Screenshots of Chef Automate

Chef Automate dashboards provide a visual representation of automation and deployment workflows.

Before any changes are committed, Chef will ensure the development environment matches production by using a tool called Test Kitchen. Once the new code is ready, the delivery command line interface packages the changes and delivers them to the Chef Automate platform.

The delivery review command will run basic tasks and automated tests to verify the code meets basic review and formatting guidelines. “Before I notify a human that they should spend some time looking at this change, I want to make sure it’s up to my standards,” George said.

Teams can review the changes in Chef Automate and leave comments. Once approved, the platform moves the code through additional tests for quality and security controls before presenting administrators with provisioning and deployment options.

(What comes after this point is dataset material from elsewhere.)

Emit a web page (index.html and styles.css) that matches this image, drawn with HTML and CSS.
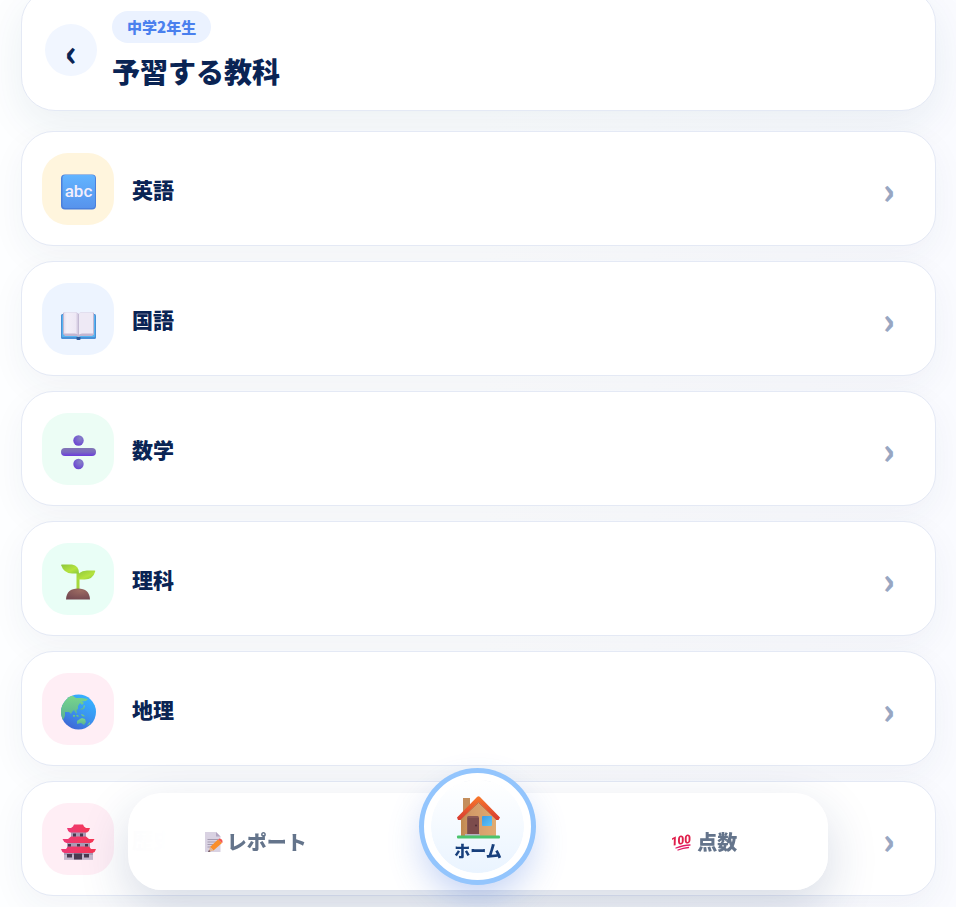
FILE: index.html
```html
<!DOCTYPE html>
<html lang="ja">
<head>
    <meta charset="UTF-8">
    <meta name="viewport" content="width=device-width, initial-scale=1.0">
    <link rel="stylesheet" href="styles.css">
    <title>予習する教科</title>
</head>
<body>
    <main class="page">
        <header class="page-header">
            <button type="button" class="back-button" aria-label="戻る">‹</button>
            <div class="header-text">
                <span class="grade-pill">中学2年生</span>
                <h1 class="page-title">予習する教科</h1>
            </div>
        </header>

        <nav class="subject-list" aria-label="教科">
            <a href="#english" class="subject-card">
                <span class="subject-icon english">
                    <svg viewBox="0 0 36 36" width="36" height="36" aria-hidden="true">
                        <defs>
                            <linearGradient id="abcBg" x1="0" y1="0" x2="0" y2="1">
                                <stop offset="0" stop-color="#62b4ff"/>
                                <stop offset="1" stop-color="#5793ec"/>
                            </linearGradient>
                        </defs>
                        <rect x="1" y="0.5" width="35" height="35" rx="4" fill="#4a80dc"/>
                        <rect x="2.500" y="1" width="32.500" height="33" rx="3" fill="url(#abcBg)"/>
                        <text x="18.5" y="23" text-anchor="middle" class="abc-text">abc</text>
                    </svg>
                </span>
                <span class="subject-name">英語</span>
                <span class="chevron" aria-hidden="true">›</span>
            </a>

            <a href="#japanese" class="subject-card">
                <span class="subject-icon japanese">
                    <svg viewBox="0 0 36 36" width="36" height="36" aria-hidden="true">
                        <defs>
                            <linearGradient id="pageL" x1="0" y1="0" x2="1" y2="0">
                                <stop offset="0" stop-color="#e6e0ee"/>
                                <stop offset="0.2" stop-color="#f3eff8"/>
                                <stop offset="0.8" stop-color="#eee8f5"/>
                                <stop offset="1" stop-color="#c9bfd9"/>
                            </linearGradient>
                        </defs>
                        <rect x="1" y="10" width="35" height="25" rx="1.5" fill="#4a90d6"/>
                        <rect x="2" y="11" width="33" height="22" rx="1" fill="#56b4f0"/>
                        <path d="M16.5 33h4v2.5q-2 1.5-4 0z" fill="#2d5c9e"/>
                        <path d="M3 30V9.500Q3 8.500 4 8.500H16Q18 8.500 18.500 10Q19 8.500 21 8.500H33Q34 8.500 34 9.500V30.500L32 32H20.500L18.500 33L16.500 32H5z" fill="#c2b6d1"/>
                        <path d="M4 30V9.500Q4 8.500 5 8.500H15.500Q18 8.500 18.500 10V31Q17 29.500 15 29.500H4z" fill="url(#pageL)"/>
                        <path d="M33 29.500V9.500Q33 8.500 32 8.500H21.500Q19 8.500 18.500 10V31Q20 29.500 22 29.500z" fill="#eee9f5"/>
                        <path d="M18.500 10V31" stroke="#c4bad3"/>
                    </svg>
                </span>
                <span class="subject-name">国語</span>
                <span class="chevron" aria-hidden="true">›</span>
            </a>

            <a href="#math" class="subject-card">
                <span class="subject-icon math">
                    <svg viewBox="0 0 36 36" width="36" height="36" aria-hidden="true">
                        <defs>
                            <radialGradient id="divDot" cx="0.65" cy="0.3" r="0.8">
                                <stop offset="0" stop-color="#8783c4"/>
                                <stop offset="0.5" stop-color="#7862cf"/>
                                <stop offset="1" stop-color="#673fd0"/>
                            </radialGradient>
                            <linearGradient id="divBar" x1="0" y1="0" x2="0" y2="1">
                                <stop offset="0" stop-color="#8276b5"/>
                                <stop offset="0.5" stop-color="#7a6bbf"/>
                                <stop offset="1" stop-color="#6b3bdd"/>
                            </linearGradient>
                        </defs>
                        <circle cx="18.500" cy="6.500" r="5.200" fill="url(#divDot)"/>
                        <rect x="1" y="14" width="35" height="8" rx="4" fill="url(#divBar)"/>
                        <circle cx="18.500" cy="30" r="5.200" fill="url(#divDot)"/>
                    </svg>
                </span>
                <span class="subject-name">数学</span>
                <span class="chevron" aria-hidden="true">›</span>
            </a>

            <a href="#science" class="subject-card">
                <span class="subject-icon science">
                    <svg viewBox="0 0 36 36" width="36" height="36" aria-hidden="true">
                        <defs>
                            <linearGradient id="leaf" x1="0" y1="0" x2="1" y2="1">
                                <stop offset="0" stop-color="#8cc63c"/>
                                <stop offset="0.6" stop-color="#b5e33e"/>
                                <stop offset="1" stop-color="#87c93e"/>
                            </linearGradient>
                            <radialGradient id="soil" cx="0.6" cy="0.2" r="0.9">
                                <stop offset="0" stop-color="#9c6b62"/>
                                <stop offset="1" stop-color="#724750"/>
                            </radialGradient>
                        </defs>
                        <path d="M16.500 26V9H19V15H19.500V26z" fill="#a5d83c"/>
                        <path d="M1 1Q1 0.500 2 0.500H12Q19 1.500 19 9.500H12Q4 9.500 1 1z" fill="url(#leaf)"/>
                        <path d="M17 15.500Q17 7 27 6.500L34.500 6.500Q35.500 6.500 35.200 7.500Q33 15.500 24.500 15.500z" fill="url(#leaf)"/>
                        <path d="M6 35.500Q6.500 24.500 18 24.500T30 35.500z" fill="url(#soil)"/>
                    </svg>
                </span>
                <span class="subject-name">理科</span>
                <span class="chevron" aria-hidden="true">›</span>
            </a>

            <a href="#geography" class="subject-card">
                <span class="subject-icon geography">
                    <svg viewBox="0 0 36 36" width="36" height="36" aria-hidden="true">
                        <defs>
                            <linearGradient id="sea" x1="0.8" y1="0.1" x2="0.3" y2="1">
                                <stop offset="0" stop-color="#36b0ff"/>
                                <stop offset="0.5" stop-color="#3b93ef"/>
                                <stop offset="1" stop-color="#3f66d4"/>
                            </linearGradient>
                            <linearGradient id="land" x1="0" y1="0" x2="0" y2="1">
                                <stop offset="0" stop-color="#79d68b"/>
                                <stop offset="1" stop-color="#58b093"/>
                            </linearGradient>
                            <clipPath id="globe"><circle cx="18.500" cy="18" r="17.500"/></clipPath>
                        </defs>
                        <circle cx="18.500" cy="18" r="17.500" fill="url(#sea)"/>
                        <g clip-path="url(#globe)" fill="url(#land)">
                            <path d="M0 26V8L8 1.500L13 2L16 4L22 4L28 5L26 7L22 7.500L24 9L22 11L20 9L18 12L18 15L16.500 16L17 20L15 18L14 16L12 18L11 20L9 18L5 18L5 22L3 26z"/>
                            <path d="M20 15l3-1 1-3 1 1-1 3-3 1z"/>
                            <path d="M13 21h2v2h-2zM16 21h2l1 2h-2zM21 20l3 1 1 2-3-1z"/>
                            <path d="M17 27L20 25L22 24L25 25L26 28L24 31L21 29L17 30z"/>
                            <path d="M28 30l2-2v2l-3 2z"/>
                        </g>
                    </svg>
                </span>
                <span class="subject-name">地理</span>
                <span class="chevron" aria-hidden="true">›</span>
            </a>

            <a href="#history" class="subject-card">
                <span class="subject-icon history">
                    <svg viewBox="0 0 36 36" width="36" height="36" aria-hidden="true">
                        <defs>
                            <linearGradient id="roof" x1="0" y1="0" x2="1" y2="0">
                                <stop offset="0" stop-color="#ed3976"/>
                                <stop offset="1" stop-color="#f53854"/>
                            </linearGradient>
                        </defs>
                        <path d="M11 8h15v5H11zM7 18h23v6H7zM4 27h29v8.500H4z" fill="#aa9ab5"/>
                        <path d="M4 31h29v4.500H4z" fill="#c3b6cb"/>
                        <path d="M14 0.500H23L24 2.500L26 4L30 4Q29.500 7 27 8.500H10Q7.500 7 7 4L11 4L13 2.500z" fill="url(#roof)"/>
                        <path d="M11 12.500H26L29 15L34.500 15Q33.500 18 30.500 19H6.500Q3.500 18 2.500 15L8 15z" fill="url(#roof)"/>
                        <path d="M8 22.500H29L31 25L36 25Q35.500 28 32.500 29H4.500Q1.500 28 1 25L6 25z" fill="url(#roof)"/>
                        <path d="M13 9.500h3v3h-3zM20 9.500h3v3h-3zM8 20h3v2.500H8zM17 20h3v2.500h-3zM25 20h3v2.500h-3zM7 30h5v3.500H7zM24 30h5v3.500h-5zM14 29.500h8v6h-8z" fill="#493a50"/>
                    </svg>
                </span>
                <span class="subject-name">歴史</span>
                <span class="chevron" aria-hidden="true">›</span>
            </a>
        </nav>
    </main>

    <!-- Bottom tab bar -->
    <nav class="tab-bar" aria-label="メニュー">
        <a href="#report" class="tab">
            <svg viewBox="-5 0 24 22" width="24" height="22" aria-hidden="true">
                <path d="M1 1H12L16.500 5.500V21H1z" fill="#d9d2e2"/>
                <path d="M12 1L16.500 5.500H12z" fill="#b3a6c2"/>
                <path d="M3.500 8.500H14M3.500 11H13M3.500 13.500H10M3.500 16H7" stroke="#a59bb0" stroke-width="1"/>
                <path d="M6 16L14 8.500L18 12L9.500 19.500z" fill="#f98e2b"/>
                <path d="M14 8.500L15.500 7.500Q19 8 18.500 11.500L18 12z" fill="#f45750"/>
                <path d="M6 16L9.500 19.500L4.500 21z" fill="#e3b592"/>
                <path d="M5 19L6.500 20.500L4 21z" fill="#5a4256"/>
            </svg>
            <span>レポート</span>
        </a>

        <a href="#home" class="tab-home" aria-current="page">
            <svg viewBox="0 0 44 44" width="44" height="44" aria-hidden="true">
                <defs>
                    <linearGradient id="wall" x1="0" y1="0" x2="1" y2="0">
                        <stop offset="0" stop-color="#bf884f"/>
                        <stop offset="0.3" stop-color="#d39a68"/>
                        <stop offset="1" stop-color="#e0ac72"/>
                    </linearGradient>
                    <linearGradient id="top" x1="0" y1="0" x2="0" y2="1">
                        <stop offset="0" stop-color="#f8792b"/>
                        <stop offset="1" stop-color="#d83a31"/>
                    </linearGradient>
                    <linearGradient id="pane" x1="0" y1="0" x2="1" y2="1">
                        <stop offset="0" stop-color="#3c9be8"/>
                        <stop offset="1" stop-color="#5dc5f7"/>
                    </linearGradient>
                </defs>
                <rect x="7" y="3" width="7" height="18" fill="#c48e5c"/>
                <path d="M5 21L22.500 4L40 21V41H5z" fill="url(#wall)"/>
                <path d="M4 25L22.500 7.500L41 25" fill="none" stroke="#b5714a" stroke-width="1"/>
                <path d="M1 22.500L21 2Q22.500 0.500 24 2L44 22.500L42.500 25L40.500 25L22.500 7L4 25L2 25z" fill="url(#top)"/>
                <rect x="11" y="21" width="12" height="19" rx="1.500" fill="#8b5854"/>
                <rect x="12" y="23" width="11" height="17" fill="#7c4c4c"/>
                <circle cx="20" cy="30.500" r="1" fill="#4f2c34"/>
                <rect x="26" y="21" width="10" height="10" rx="1" fill="url(#pane)"/>
                <path d="M9 39H24V41H9z" fill="#b8b0c1"/>
                <rect x="1" y="40.500" width="43" height="3" rx="1" fill="#4bc46c"/>
            </svg>
            <span>ホーム</span>
        </a>

        <a href="#score" class="tab">
            <svg viewBox="-4 0 24 22" width="24" height="22" class="hundred" aria-hidden="true">
                <text x="-2" y="13" transform="rotate(-8 10 11)" class="hundred-text">100</text>
                <path d="M3 17Q11 14 17 14M5 19Q10 17 15.500 16.500" fill="none" stroke="#e01965" stroke-width="1.300" stroke-linecap="round"/>
            </svg>
            <span>点数</span>
        </a>
    </nav>
</body>
</html>
```
FILE: styles.css
```css
* {
    box-sizing: border-box;
}

body {
    margin: 0;
    min-height: 100vh;
    font-family: "Noto Sans CJK JP", sans-serif;
    font-weight: 900;
    color: #0a2454;
    background: linear-gradient(90deg, #fdfeff 0%, #fdfeff 50%, #fafbff 100%);
}

a {
    color: inherit;
    text-decoration: none;
}

/* display: flow-root keeps the pulled-up header inside the page */
.page {
    display: flow-root;
    padding: 0 20px 0 21px;
}

.page-header {
    display: flex;
    align-items: center;
    gap: 15px;
    height: 122px;
    margin-top: -11px;
    margin-bottom: 20px;
    padding: 0 23px;
    border: 1px solid #e4e9f5;
    border-radius: 34px;
    background: #fff;
    box-shadow: 0 14px 40px rgba(30, 76, 100, 0.08);
}

.back-button {
    width: 52px;
    height: 52px;
    padding: 0;
    border: 0;
    border-radius: 50%;
    background: #f1f6ff;
    color: #0a2454;
    font: inherit;
    font-size: 36px;
    line-height: 52px;
}

.header-text {
    display: flex;
    flex-direction: column;
    align-items: flex-start;
    gap: 10px;
}

.grade-pill {
    padding: 0 15px;
    border-radius: 16px;
    background: #ebf2ff;
    color: #4a80ee;
    font-size: 15px;
    line-height: 32px;
}

.page-title {
    margin: 0;
    font-size: 28px;
    font-weight: 900;
    line-height: 36px;
}

/* Subject cards */
.subject-list {
    display: flex;
    flex-direction: column;
    gap: 15px;
}

.subject-card {
    display: flex;
    align-items: center;
    gap: 18px;
    padding: 21px 40px 20px 20px;
    border: 1px solid #e4e9f5;
    border-radius: 32px;
    background: #fff;
    box-shadow: 0 12px 34px rgba(30, 62, 100, 0.05);
}

.subject-icon {
    display: flex;
    align-items: center;
    justify-content: center;
    width: 72px;
    height: 72px;
    padding-top: 5px;
    border-radius: 26px;
}

.english {
    background: #fff5dd;
}

.japanese {
    background: #edf4ff;
}

.math {
    background: #ecfdf5;
}

.science {
    background: #e9fef6;
}

.geography,
.history {
    background: #ffeef5;
}

.abc-text {
    font-family: Roboto, sans-serif;
    font-size: 17px;
    font-weight: 500;
    fill: #f3eefb;
}

.subject-name {
    flex: 1;
    font-size: 21px;
    line-height: 30px;
}

.chevron {
    padding-bottom: 2px;
    color: #98a6c2;
    font-size: 36px;
    line-height: 40px;
}

/* Bottom tab bar */
.tab-bar {
    position: fixed;
    right: 0;
    bottom: 17px;
    left: 0;
    display: grid;
    grid-template-columns: 1fr 1fr 1fr;
    align-items: center;
    justify-items: center;
    max-width: 700px;
    height: 97px;
    margin: 0 auto;
    padding: 0 12px;
    border-radius: 34px;
    background: rgba(255, 255, 255, 0.98);
    backdrop-filter: blur(20px);
    box-shadow: 0 18px 50px rgba(30, 58, 110, 0.18);
}

.tab {
    display: flex;
    align-items: center;
    gap: 4px;
    color: #64748b;
    font-size: 20px;
    line-height: 28px;
}

.hundred {
    overflow: visible;
}

.hundred-text {
    font-family: Roboto, sans-serif;
    font-size: 12px;
    font-style: italic;
    font-weight: 900;
    fill: #e01f4b;
}

.tab-home {
    display: flex;
    flex-direction: column;
    align-items: center;
    justify-content: center;
    width: 107px;
    height: 107px;
    margin-top: -30px;
    padding-top: 2px;
    border: 7px solid #fff;
    border-radius: 50%;
    background: #fff linear-gradient(180deg, #fff, #eaf4ff) padding-box;
    box-shadow: 0 0 0 5px #93c5fd, 0 16px 36px rgba(59, 110, 220, 0.32);
    color: #173f7c;
    font-size: 16px;
    line-height: 22px;
}
```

“The idea is when you deploy a change, you can expect there’s a common workflow that your entire organization followed,” George said. “We give you one common shape for how all that change is managed, but you can customize steps within that.”

Chef’s Passion for Openness and Transparency Reflected to Customers

During his journey from Chef user to Chef employee, George said one of his most valuable lessons learned is the value for developers to understand the mechanisms behind making applications work in production at scale.

“Not everyone needs to be a full-stack engineer, but Chef makes things a lot more accessible for groups who used to be completely separated in silos have conversations and understand what each other is doing. We’re all working together in code that the other groups can understand.”

The company now employs around 250 people out of their Seattle headquarters, with about two-thirds of employees working remotely.

“I work with a lot of very brilliant, motivated, and passionate people who come from operational and development backgrounds and are very adamant about wanting to improve IT as a practice and help the industry take the next step,” he said. “It’s all about how people can do their jobs better than how we’ve done them in the past.”